Data Science Introduction
Dmitrii Pianov
04/14/2017
Definition
- Data Science - interdisciplinary field that seeks to extract knowledge from the data
- Buzzword or not?
- Why learn it?
- You can practically extract and analyze any data you want!
Components
By Field
- Statistics
- Computer Science
- Applications (NLP, Finance, Image Processing)
By Type
- Machine Learning
- Data Mining
- Visualization
Problems ML deals with
- Can we learn from the data?
- Suppose we want to predict next major financial crisis. What is it hard to do? Not enough information to extract, only have around 100 documented data points.

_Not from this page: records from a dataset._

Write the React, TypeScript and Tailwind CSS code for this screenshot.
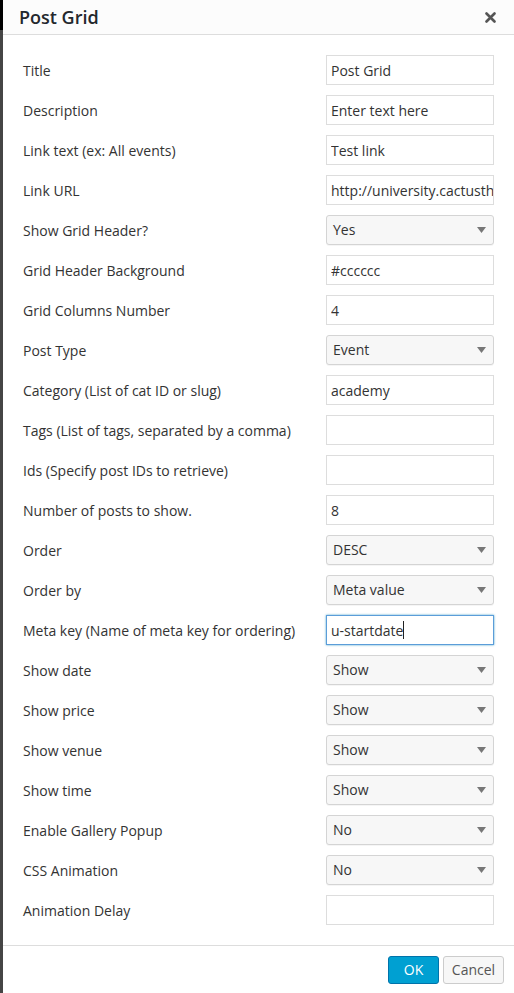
type Field = { label: string; kind: "text" | "select"; value?: string; focus?: boolean };

const fields: Field[] = [
  { label: "Title", kind: "text", value: "Post Grid" },
  { label: "Description", kind: "text", value: "Enter text here" },
  { label: "Link text (ex: All events)", kind: "text", value: "Test link" },
  { label: "Link URL", kind: "text", value: "http://university.cactusthemes.com" },
  { label: "Show Grid Header?", kind: "select", value: "Yes" },
  { label: "Grid Header Background", kind: "text", value: "#cccccc" },
  { label: "Grid Columns Number", kind: "text", value: "4" },
  { label: "Post Type", kind: "select", value: "Event" },
  { label: "Category (List of cat ID or slug)", kind: "text", value: "academy" },
  { label: "Tags (List of tags, separated by a comma)", kind: "text", value: "" },
  { label: "Ids (Specify post IDs to retrieve)", kind: "text", value: "" },
  { label: "Number of posts to show.", kind: "text", value: "8" },
  { label: "Order", kind: "select", value: "DESC" },
  { label: "Order by", kind: "select", value: "Meta value" },
  { label: "Meta key (Name of meta key for ordering)", kind: "text", value: "u-startdate", focus: true },
  { label: "Show date", kind: "select", value: "Show" },
  { label: "Show price", kind: "select", value: "Show" },
  { label: "Show venue", kind: "select", value: "Show" },
  { label: "Show time", kind: "select", value: "Show" },
  { label: "Enable Gallery Popup", kind: "select", value: "No" },
  { label: "CSS Animation", kind: "select", value: "No" },
  { label: "Animation Delay", kind: "text", value: "" },
];

function Control({ field }: { field: Field }) {
  if (field.kind === "select") {
    return (
      <div className="w-[168px] h-[30px] flex items-center justify-between pl-[6px] pr-[7px] pb-px bg-[#f7f7f7] border border-[#d4d4d4] rounded-[3px] shadow-[0_1px_0_rgba(0,0,0,0.04)]">
        <span className="text-[14px] text-[#333]">{field.value}</span>
        <svg width="9" height="6" viewBox="0 0 9 6">
          <path d="M0 0 H9 L4.5 6 Z" fill="#777" />
        </svg>
      </div>
    );
  }
  if (field.focus) {
    return (
      <div className="w-[168px] h-[30px] flex items-center pl-[4px] bg-white border border-[#5b9dd9] shadow-[0_0_2px_rgba(30,140,190,0.8)]">
        <span className="text-[14px] text-[#333]">{field.value}</span>
        <span className="w-px h-[18px] bg-[#222]" />
      </div>
    );
  }
  return (
    <div className="w-[168px] h-[30px] flex items-center bg-white border border-[#dddddd]">
      <input
        readOnly
        value={field.value}
        className="w-full h-full pl-[4px] bg-transparent outline-none text-[14px] text-[#333]"
      />
    </div>
  );
}

export default function App() {
  return (
    <div className="w-[514px] h-[993px] flex bg-[#444] font-['Open_Sans','Liberation_Sans',sans-serif]">
      <div className="w-[3px] flex flex-col">
        <div className="h-[30px] bg-black" />
        <div className="flex-1 bg-[#454545]" />
      </div>
      <div className="flex-1 flex flex-col bg-white">
        {/* Header */}
        <div className="h-[35px] flex items-center justify-between pl-[16px] pr-[18px] bg-[#fcfcfc] border-b border-[#dddddd]">
          <h1 className="text-[18px] font-semibold text-[#23282d] leading-none">Post Grid</h1>
          <svg width="11" height="11" viewBox="0 0 11 11">
            <path d="M1.5 1.5 L9.5 9.5 M9.5 1.5 L1.5 9.5" stroke="#555" strokeWidth="2.6" strokeLinecap="round" />
          </svg>
        </div>

        {/* Fields */}
        <div className="flex-1 flex flex-col pt-[15px] pl-[20px] pr-[20px]">
          {fields.map((f) => (
            <div key={f.label} className="h-[40px] flex items-center justify-between">
              <span className="text-[14px] text-[#333]">{f.label}</span>
              <Control field={f} />
            </div>
          ))}
        </div>

        {/* Footer */}
        <div className="h-[48px] flex items-center justify-end gap-[4px] pr-[10px] border-t border-[#dddddd]">
          <button className="w-[51px] h-[28px] rounded-[3px] bg-[#00a0d2] border border-[#0073aa] text-white text-[14px]">
            OK
          </button>
          <button className="w-[61px] h-[28px] rounded-[3px] bg-[#f7f7f7] border border-[#cccccc] text-[#555] text-[14px]">
            Cancel
          </button>
        </div>
      </div>
    </div>
  );
}
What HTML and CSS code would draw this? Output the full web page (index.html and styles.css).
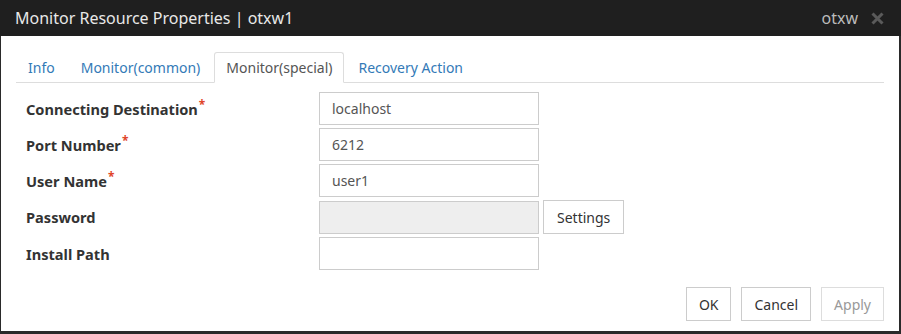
FILE: index.html
```html
<!DOCTYPE html>
<html lang="en">

<head>
  <meta charset="UTF-8">
  <meta name="viewport" content="width=device-width, initial-scale=1.0">
  <title>Monitor Resource Properties</title>
  <link rel="stylesheet" href="styles.css">
</head>

<body>

  <div class="dialog">
    <div class="dialog-header">
      <span class="dialog-title">Monitor Resource Properties | otxw1</span>
      <span class="dialog-server">otxw</span>
      <span class="dialog-close">
        <svg width="13" height="13" viewBox="0 0 13 13">
          <path d="M1.5 1.5 L11.5 11.5 M11.5 1.5 L1.5 11.5" stroke="#5a5a5a" stroke-width="3" />
        </svg>
      </span>
    </div>

    <div class="dialog-body">
      <ul class="tabs">
        <li><a href="#">Info</a></li>
        <li><a href="#">Monitor(common)</a></li>
        <li class="active"><a href="#">Monitor(special)</a></li>
        <li><a href="#">Recovery Action</a></li>
      </ul>

      <form class="props">
        <div class="row">
          <label>Connecting Destination<sup>*</sup></label>
          <input type="text" value="localhost">
        </div>
        <div class="row">
          <label>Port Number<sup>*</sup></label>
          <input type="text" value="6212">
        </div>
        <div class="row">
          <label>User Name<sup>*</sup></label>
          <input type="text" value="user1">
        </div>
        <div class="row">
          <label>Password</label>
          <input type="password" disabled>
          <button type="button" class="btn settings">Settings</button>
        </div>
        <div class="row">
          <label>Install Path</label>
          <input type="text" value="">
        </div>
      </form>
    </div>

    <div class="dialog-footer">
      <button type="button" class="btn">OK</button>
      <button type="button" class="btn">Cancel</button>
      <button type="button" class="btn" disabled>Apply</button>
    </div>
  </div>

</body>

</html>
```

FILE: styles.css
```css
body {
  margin: 0;
  padding: 0;
  font-family: 'Noto Sans', 'Noto Sans CJK JP', sans-serif;
  background-color: #fff;
}

.dialog {
  width: 901px;
  height: 334px;
  box-sizing: border-box;
  border-left: 1px solid #2a2a2a;
  border-right: 2px solid #2a2a2a;
  border-bottom: 3px solid #2a2a2a;
  background-color: #fff;
  display: flex;
  flex-direction: column;
}

.dialog-header {
  height: 36px;
  background-color: #1f1f1f;
  display: flex;
  align-items: center;
  padding: 0 16px 0 15px;
  margin-left: -1px;
  margin-right: -2px;
}

.dialog-title {
  color: #e8e8e8;
  font-size: 16px;
  flex-grow: 1;
}

.dialog-server {
  color: #bbb;
  font-size: 16px;
  margin-right: 13px;
}

.dialog-close {
  display: flex;
  margin-right: 1px;
}

.dialog-body {
  padding: 16px 15px 0 15px;
  flex-grow: 1;
}

.tabs {
  list-style: none;
  margin: 0;
  padding: 0;
  display: flex;
  border-bottom: 1px solid #ddd;
}

.tabs li {
  margin-right: 2px;
  margin-bottom: -1px;
}

.tabs a {
  display: block;
  height: 29px;
  line-height: 29px;
  padding: 0 11px;
  border: 1px solid transparent;
  border-radius: 3px 3px 0 0;
  color: #337ab7;
  font-size: 14px;
  text-decoration: none;
}

.tabs .active a {
  color: #555;
  border-color: #ddd;
  border-bottom-color: #fff;
  background-color: #fff;
}

.props {
  display: flex;
  flex-direction: column;
  gap: 3px;
  padding-top: 9px;
}

.row {
  display: flex;
  align-items: center;
}

.row label {
  width: 303px;
  box-sizing: border-box;
  padding-left: 10px;
  font-weight: bold;
  font-size: 14.6px;
  color: #333;
}

.row label sup {
  color: #e0452a;
  font-size: 12px;
  line-height: 0;
  margin-left: 1px;
}

input {
  width: 220px;
  height: 33px;
  box-sizing: border-box;
  padding: 0 12px;
  border: 1px solid #ccc;
  font-family: inherit;
  font-size: 14px;
  color: #555;
  outline: none;
}

input:disabled {
  background-color: #eee;
}

.btn {
  height: 34px;
  padding: 0 12px;
  border: 1px solid #ccc;
  background-color: #fff;
  color: #333;
  font-family: inherit;
  font-size: 14px;
  cursor: pointer;
}

.btn.settings {
  margin-left: 4px;
  padding: 0 13px;
}

.btn:disabled {
  color: #999;
  border-color: #ddd;
  cursor: default;
}

.dialog-footer {
  display: flex;
  justify-content: flex-end;
  gap: 10px;
  padding: 0 15px 10px 0;
}
```
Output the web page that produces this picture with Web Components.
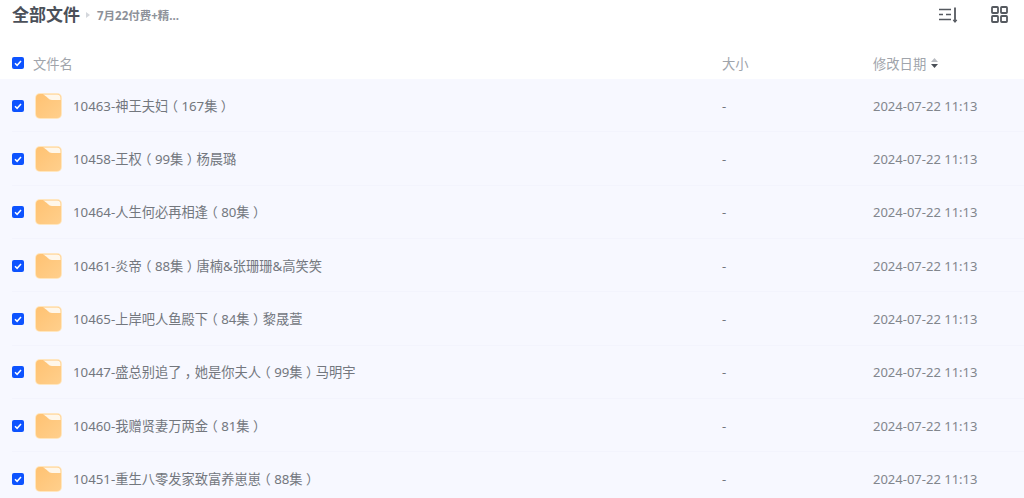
<!DOCTYPE html>
<html lang="zh">
<head>
<meta charset="utf-8">
<title>全部文件</title>
<style>
  html, body { margin: 0; height: 498px; overflow: hidden; background: #fff; }
  body { font-family: "Noto Sans", "Noto Sans CJK SC", sans-serif; }
</style>
</head>
<body>
<file-page></file-page>

<script>
const CHECK = `<svg width="12" height="12" viewBox="0 0 12 12" style="display:block">
  <rect width="12" height="12" rx="2" fill="#0d53ff"/>
  <path d="M3 6.2 5.1 8.3 9 3.9" fill="none" stroke="#fff" stroke-width="1.5"/>
</svg>`;

class FileHeader extends HTMLElement {
  constructor() {
    super();
    this.attachShadow({ mode: 'open' });
    this.shadowRoot.innerHTML = `
      <style>
        :host { display: flex; align-items: center; height: 29px; padding: 0 16px 0 12px; color: #454d5a; }
        .title { font-size: 17px; font-weight: 700; color: #4b5059; line-height: 29px; }
        .arrow { width: 0; height: 0; margin: 0 7px 0 6px; border: 3px solid transparent; border-left: 4px solid #d4d7dc; border-right: 0; }
        .crumb { font-size: 11.5px; font-weight: 700; color: #8d9199; }
        .tools { margin-left: auto; display: flex; gap: 33px; align-items: center; }
        svg { display: block; }
      </style>
      <span class="title">全部文件</span>
      <span class="arrow"></span>
      <span class="crumb">7月22付费+精...</span>
      <div class="tools">
        <svg width="19" height="16" viewBox="0 0 19 16" fill="none" stroke="#55595f" stroke-width="1.6">
          <path d="M0 2.5H12M0 7.5H4M7 7.5H12M0 12.5H12"/>
          <path d="M16 0.5V14.5" stroke-width="1.8"/>
          <path d="M14.2 12.8 16 15 17.8 12.8" stroke-width="1.2"/>
        </svg>
        <svg width="17" height="17" viewBox="0 0 17 17" fill="none" stroke="#55595f" stroke-width="1.8">
          <rect x="1" y="1" width="6" height="6" rx="0.8"/>
          <rect x="10" y="1" width="6" height="6" rx="0.8"/>
          <rect x="1" y="10" width="6" height="6" rx="0.8"/>
          <rect x="10" y="10" width="6" height="6" rx="0.8"/>
        </svg>
      </div>`;
  }
}

class FileColumns extends HTMLElement {
  constructor() {
    super();
    this.attachShadow({ mode: 'open' });
    this.shadowRoot.innerHTML = `
      <style>
        :host { display: grid; grid-template-columns: 21px 689px 151px 1fr; align-items: center; height: 32px; padding-left: 12px; font-size: 13.3px; color: #a0a4ab; }
        .sort { display: block; margin-left: 5px; }
        .date { display: flex; align-items: center; }
      </style>
      <span>${CHECK}</span>
      <span>文件名</span>
      <span>大小</span>
      <span class="date">修改日期
        <svg class="sort" width="7" height="10" viewBox="0 0 7 10">
          <path d="M3.5 0 7 4H0Z" fill="#b9bcc2"/>
          <path d="M3.5 10 0 6H7Z" fill="#4a4f57"/>
        </svg>
      </span>`;
  }
}

class FolderIcon extends HTMLElement {
  constructor() {
    super();
    this.attachShadow({ mode: 'open' });
    this.shadowRoot.innerHTML = `
      <style>:host { display: block; width: 27px; height: 26px; } svg { display: block; }</style>
      <svg width="27" height="26" viewBox="0 0 27 26">
        <defs>
          <linearGradient id="body" x1="0" y1="0" x2="1" y2="1">
            <stop offset="0" stop-color="#ffc272"/>
            <stop offset="1" stop-color="#ffcf8c"/>
          </linearGradient>
        </defs>
        <rect x="0" y="0" width="27" height="26" rx="5" fill="#ffe6bf"/>
        <rect x="1" y="1" width="25" height="24" rx="4" fill="url(#body)"/>
        <path d="M8 1.5H22a3.5 3.5 0 0 1 3.5 3.5V7H17C13.5 7 12.5 3.5 8 1.5Z" fill="#fff7ea"/>
      </svg>`;
  }
}

class FileRow extends HTMLElement {
  constructor() {
    super();
    this.attachShadow({ mode: 'open' });
    this.shadowRoot.innerHTML = `
      <style>
        :host { display: grid; grid-template-columns: 23px 38px 649px 151px 1fr; align-items: center; height: 53.33px; padding-left: 12px; font-size: 13px; color: #73777e; box-sizing: border-box; position: relative; }
        :host::after { content: ""; position: absolute; left: 12px; right: 0; bottom: 0; height: 1px; background: #f3f4fd; }
        .name { font-size: 13.25px; padding-bottom: 1px; }
        ::slotted(span) { font-feature-settings: "halt"; margin: 0 3.3px; }
        .date { color: #82868d; }
      </style>
      <span>${CHECK}</span>
      <folder-icon></folder-icon>
      <span class="name"><slot></slot></span>
      <span>-</span>
      <span class="date">${this.getAttribute('date')}</span>`;
  }
}

class FilePage extends HTMLElement {
  constructor() {
    super();
    this.attachShadow({ mode: 'open' });
    const names = [
      '10463-神王夫妇（167集）',
      '10458-王权（99集）杨晨璐',
      '10464-人生何必再相逢（80集）',
      '10461-炎帝（88集）唐楠&张珊珊&高笑笑',
      '10465-上岸吧人鱼殿下（84集）黎晟萱',
      '10447-盛总别追了，她是你夫人（99集）马明宇',
      '10460-我赠贤妻万两金（81集）',
      '10451-重生八零发家致富养崽崽（88集）'
    ];
    // fullwidth marks sit centred in the em in the original, so they get a span
    const rows = names.map(n => {
      const marked = n.replace(/[（），]/g, '<span>$&</span>');
      return `<file-row date="2024-07-22 11:13">${marked}</file-row>`;
    }).join('');
    this.shadowRoot.innerHTML = `
      <style>
        :host { display: block; height: 498px; overflow: hidden; }
        .head { padding-bottom: 18px; }
        .list { background: #f7f8ff; }
      </style>
      <div class="head"><file-header></file-header></div>
      <file-columns></file-columns>
      <div class="list">${rows}</div>`;
  }
}

customElements.define('file-header', FileHeader);
customElements.define('file-columns', FileColumns);
customElements.define('folder-icon', FolderIcon);
customElements.define('file-row', FileRow);
customElements.define('file-page', FilePage);
</script>
</body>
</html>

- Even if we can, how precise our knowledge will be?
- It is a question of modeling. Sometimes we have to accept errors.
- Is it practically possible to implement learning?
- Remember Netflix competition, why did it fail?
Methods of ML
- Supervised Learning - classification/regression of new data based on the history (algo trading, weather forecasts).
- Unsupervised Learning - learning patterns in the data (image, sound recognition).
- Reinforcement Learning - objective based learning (Mar/IO, Chess, GO algorithms).

You want to become a Data Scientist?
- Great!
- You need to know math! Statistics, linear algebra, numerical methods, optimization theory is a good start.
- For ML, some programming languages are better than the others. Try Python, R, Matlab, Julia (maybe).
- Do not forget about data storage! RDB, NoSQL, MongoDB, Hadoop will be useful.